To meet that hunger, the Democrats are offering two respected but shopworn male politicians, Blanchard and Bonior. There is a “fresh” face too: The McNamara machine’s former legal rubber-stamp — oops — corporation counsel, Jennifer Granholm, whose knowledge of state government prompted veteran legislator Alma Wheeler Smith, now running for lieutenant governor with Bonior, to label her “totally unqualified.”

Well, that’s the field. And voters not overly enamored with the Democrats ought at least to get to know the good doctor, state Sen. John Schwarz, a physician from Battle Creek who for some mysterious reason has always been called Joe.

Two years ago, Old Joe accomplished something no Democrat ever has: He royally kicked John Engler’s ass, doing so by organizing John McCain’s successful Michigan primary campaign against George W. Bush.

Now, Schwarz is running for governor. There are plenty of issues on which most readers of this column may disagree with him.
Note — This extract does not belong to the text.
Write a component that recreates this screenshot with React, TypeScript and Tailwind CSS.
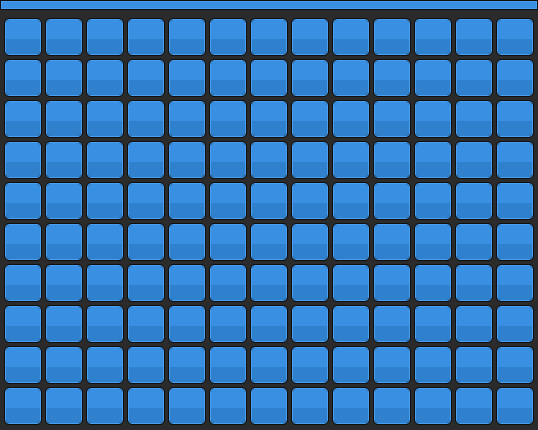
import React from "react";

const cells = Array.from({ length: 130 }, (_, i) => i);

function Tile() {
  return (
    <div className="h-[38px] w-[38px] rounded-[5px] border border-[#0f0f0f] bg-[#0f0f0f]">
      <div className="flex h-full w-full flex-col overflow-hidden rounded-[4px] border border-[#4b9ff0]">
        <div className="h-[19px] bg-[#3990e3]" />
        <div className="flex-1 bg-[#2f80cd]" />
      </div>
    </div>
  );
}

export default function App() {
  return (
    <div className="flex h-[430px] w-[538px] flex-col bg-[#2b2b2b]">
      <div className="h-[10px] w-full border border-[#0f0f0f] bg-[#0f0f0f]">
        <div className="h-full w-full border border-[#4b9ff0] bg-[#3990e3]" />
      </div>
      <div className="grid grid-cols-[repeat(13,38px)] gap-[3px] pl-[4px] pt-[8px]">
        {cells.map((i) => (
          <Tile key={i} />
        ))}
      </div>
    </div>
  );
}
He loves the military and served not only in the Navy, but with the CIA. On most issues, he’s a fiscal conservative, though he has been perhaps the biggest supporter of Michigan’s university system in the Legislature.
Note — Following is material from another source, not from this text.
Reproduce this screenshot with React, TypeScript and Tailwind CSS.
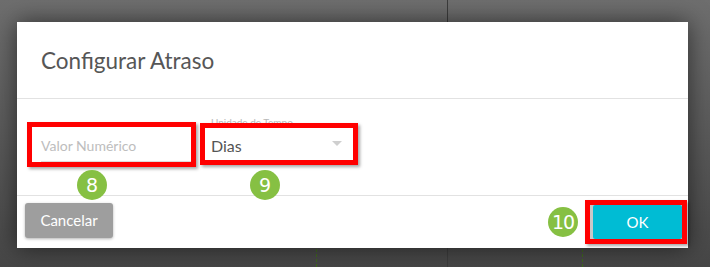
import React from "react";

const Badge = ({ n, className = "" }: { n: string; className?: string }) => (
  <div
    className={`flex h-[30px] w-[30px] items-center justify-center rounded-full bg-[#86c043] text-[19px] leading-none text-white ${className}`}
    style={{ fontFamily: '"DejaVu Sans", sans-serif' }}
  >
    {n}
  </div>
);

export default function App() {
  return (
    <div
      className="relative h-[267px] w-[710px] overflow-hidden bg-gradient-to-b from-[#6e6e6e] to-[#464646] pl-[17px] pt-[22px]"
      style={{ fontFamily: "Lato, 'Open Sans', sans-serif" }}
    >
      {/* page behind the overlay */}
      <div className="absolute left-[447px] top-0 h-full w-px bg-[#3c3c3c]" />
      <div className="absolute left-[316px] top-[249px] h-[18px] border-l border-dashed border-[#3f6a1c]" />
      <div className="absolute left-[582px] top-[249px] h-[18px] border-l border-dashed border-[#3f6a1c]" />

      <div className="relative flex h-[226px] w-[671px] flex-col bg-white shadow-[0_0_22px_rgba(0,0,0,0.55)]">
        <div className="flex h-[77px] items-center border-b border-[#e2e2e2] pl-[24px] pt-[2px]">
          <h1 className="text-[22.5px] font-normal text-[#565656]">Configurar Atraso</h1>
        </div>

        <div className="relative h-[96px] pl-[10px] pt-[23px]">
          <div className="flex items-start gap-[4px]">
            <div className="h-[45px] w-[169px] border-[5px] border-[#ff0000] bg-white pl-[9px] shadow-[2px_2px_3px_rgba(0,0,0,0.35)]">
              <div className="flex h-full items-center border-b border-[#dcdcdc] pt-[2px] text-[14px] text-[#bdbdbd]">
                Valor Numérico
              </div>
            </div>

            <div className="relative pt-px">
              <span className="absolute left-[11px] top-[-5px] text-[10px] leading-none text-[#b8b8b8]">
                Unidade de Tempo
              </span>
              <div className="relative z-10 flex h-[42px] w-[158px] items-center justify-between border-[5px] border-[#ff0000] bg-white pl-[6px] pr-[11px] pt-[3px] shadow-[2px_2px_3px_rgba(0,0,0,0.35)]">
                <span className="text-[16px] text-[#555555]">Dias</span>
                <svg width="10" height="6" viewBox="0 0 10 6" className="mb-[4px]">
                  <path d="M0 0 L10 0 L5 5 Z" fill="#cfcfcf" />
                </svg>
              </div>
            </div>
          </div>

          <Badge n="8" className="absolute left-[60px] top-[71px] z-20" />
          <Badge n="9" className="absolute left-[233px] top-[71px] z-20" />
        </div>

        <div className="flex flex-1 items-center justify-between border-t border-[#e2e2e2] pl-[8px] pr-px">
          <button className="mb-[4px] h-[35px] w-[88px] rounded-[3px] bg-[#9e9e9e] text-[15px] text-white shadow-[0_1px_3px_rgba(0,0,0,0.3)]">
            Cancelar
          </button>
          <div className="flex items-center gap-[7px]">
            <Badge n="10" className="text-[18px] tracking-[-1px]" />
            <div className="flex h-[44px] w-[102px] items-center border-[5px] border-[#ff0000] bg-[#c8c8c8] pl-[3px] shadow-[2px_2px_3px_rgba(0,0,0,0.35)]">
              <button className="h-full w-[89px] rounded-[2px] bg-[#00bcd4] text-[15px] text-white">
                OK
              </button>
            </div>
          </div>
        </div>
      </div>
    </div>
  );
}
He’s gruff, cranky, slightly bearlike and not against calling someone he disagrees with a “raving asshole.” But despite all that, or maybe because of it, he’s probably the most refreshing, down to earth, common-sense politician in the state.
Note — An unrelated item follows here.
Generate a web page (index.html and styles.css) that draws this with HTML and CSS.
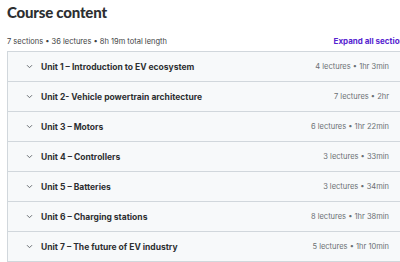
FILE: index.html
```html
<!DOCTYPE html>
<html lang="en">
<head>
  <meta charset="UTF-8">
  <title>Course content</title>
  <link rel="stylesheet" href="styles.css">
</head>
<body>
  <div class="page">
    <h2 class="title">Course content</h2>
    <div class="summary">
      <span>7 sections • 36 lectures • 8h 19m total length</span>
      <button class="expand">Expand all sections</button>
    </div>
    <div class="sections">
      <div class="section">
        <span class="chev"><svg width="7" height="5" viewBox="0 0 7 5"><path d="M1 1.2l2.5 2.5 2.5-2.5" fill="none" stroke="#6a6f73" stroke-width="1"/></svg></span>
        <span class="name">Unit 1 – Introduction to EV ecosystem</span>
        <span class="meta">4 lectures • 1hr 3min</span>
      </div>
      <div class="section">
        <span class="chev"><svg width="7" height="5" viewBox="0 0 7 5"><path d="M1 1.2l2.5 2.5 2.5-2.5" fill="none" stroke="#6a6f73" stroke-width="1"/></svg></span>
        <span class="name">Unit 2- Vehicle powertrain architecture</span>
        <span class="meta">7 lectures • 2hr</span>
      </div>
      <div class="section">
        <span class="chev"><svg width="7" height="5" viewBox="0 0 7 5"><path d="M1 1.2l2.5 2.5 2.5-2.5" fill="none" stroke="#6a6f73" stroke-width="1"/></svg></span>
        <span class="name">Unit 3 – Motors</span>
        <span class="meta">6 lectures • 1hr 22min</span>
      </div>
      <div class="section">
        <span class="chev"><svg width="7" height="5" viewBox="0 0 7 5"><path d="M1 1.2l2.5 2.5 2.5-2.5" fill="none" stroke="#6a6f73" stroke-width="1"/></svg></span>
        <span class="name">Unit 4 – Controllers</span>
        <span class="meta">3 lectures • 33min</span>
      </div>
      <div class="section">
        <span class="chev"><svg width="7" height="5" viewBox="0 0 7 5"><path d="M1 1.2l2.5 2.5 2.5-2.5" fill="none" stroke="#6a6f73" stroke-width="1"/></svg></span>
        <span class="name">Unit 5 – Batteries</span>
        <span class="meta">3 lectures • 34min</span>
      </div>
      <div class="section">
        <span class="chev"><svg width="7" height="5" viewBox="0 0 7 5"><path d="M1 1.2l2.5 2.5 2.5-2.5" fill="none" stroke="#6a6f73" stroke-width="1"/></svg></span>
        <span class="name">Unit 6 – Charging stations</span>
        <span class="meta">8 lectures • 1hr 38min</span>
      </div>
      <div class="section">
        <span class="chev"><svg width="7" height="5" viewBox="0 0 7 5"><path d="M1 1.2l2.5 2.5 2.5-2.5" fill="none" stroke="#6a6f73" stroke-width="1"/></svg></span>
        <span class="name">Unit 7 – The future of EV industry</span>
        <span class="meta">5 lectures • 1hr 10min</span>
      </div>
    </div>
  </div>
</body>
</html>
```

FILE: styles.css
```css
body {
  margin: 0;
  background: #ffffff;
  color: #2d2f31;
  font-family: Inter, "Noto Sans", sans-serif;
  overflow: hidden;
}
.page {
  width: 402px;
  padding: 0 0 0 7px;
}
.title {
  margin: 0;
  padding-top: 2px;
  font-family: Lato, "Noto Sans", sans-serif;
  font-size: 15px;
  font-weight: 900;
  line-height: 20px;
  letter-spacing: -0.2px;
}
.summary {
  display: flex;
  justify-content: space-between;
  align-items: center;
  height: 14px;
  margin-top: 12px;
  margin-bottom: 3px;
  font-size: 7.5px;
  color: #3e4143;
}
.expand {
  border: none;
  background: none;
  padding: 0;
  font: inherit;
  font-size: 8px;
  font-weight: 700;
  color: #5624d0;
  white-space: nowrap;
}
.sections {
  border: 1px solid #d1d7dc;
  border-bottom: none;
}
.section {
  display: flex;
  align-items: center;
  height: 29px;
  padding: 0 19px 0 18px;
  background: #f7f9fa;
  border-bottom: 1px solid #d1d7dc;
  font-size: 8.5px;
}
.chev {
  display: flex;
  width: 15px;
}
.name {
  flex: 1;
  font-weight: 700;
}
.meta {
  font-size: 7.5px;
  color: #6a6f73;
}
```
Most Democrats regularly bend their knees to the bosses of organized labor, which is a trifle different from standing up for workers’ rights. Republican orthodoxy is worse. The gun lobby and right-to-life like to brag privately that they can make or break any GOP candidate for state office, and indeed, most ambitious Republicans will do about anything to avoid annoying the most rabid of them.

Except Schwarz, a medical doctor — a surgeon — who thinks Roe vs. Wade is “settled law,” and government ought to back off. “Abortion should be safe, legal and rare.” When Republican lemmings lined up in lockstep to give everyone from Dipsy to La-La the right to carry concealed weapons, Schwarz vehemently opposed it.

“Stupidest law I’ve ever seen,” he said.

What are you? I asked once. “A raging middle-of-the-roader,” he told me. “I’m so solidly in the middle on most issues that everyone on both extremes will be mad at me.” What he thinks is that the governor’s job is to “protect people from the avoidable hazards of life. To try and make sure that they have a job, and that the job has benefits and that they can live, own a home and support a family.”

That includes health care. “I’m a doctor in private practice, but look. This is the United States of America, and health care is a right,” he said. A guy who makes half a million dollars a year has no more right to high-quality health care than a mother who has a couple of kids, a minimum-wage job and gets no health insurance on the job.

“Is our system going to become more of a government-financed health care system? Yes it is,” he answered rhetorically. “It is going to evolve that way. The handwriting is on the wall,” he added, and proceeded to tell me how he would dissect and reassemble state-administered Medicare to make it work better.

What hit me was a wave of nostalgia. Once, there were a fair number of principled, sensible Republicans like him, people one could imagine voting for, especially when the Democrats nominated, as they often do, a clunker.

But that doesn’t happen much anymore in the world of today’s polarized politics. Personally, I think nominating someone like Schwarz would be the best thing that could happen to both parties, not to mention politics in this state. Whoever the Democrats nominate would have to work harder to earn the votes of normal Michiganders.

Schwarz knows this will be hard. “I’ve got to get (moderates) to come out and vote in the primary. If it is the same 19 percent of single-issue voters who traditionally come out to vote in a Republican primary, I’m toast.”

“And therein lies the challenge.” He leaned over and grinned. “Sure, I like people. But I don’t think people should expect the governor to be their best buddy. In fact, sometimes I’m a hardworking prick. But if that’s what it takes, that’s fine.”

Politics, in other words, for grown-ups. Yeah, we’re probably not ready. But wouldn’t it be damned tempting to give it a chance?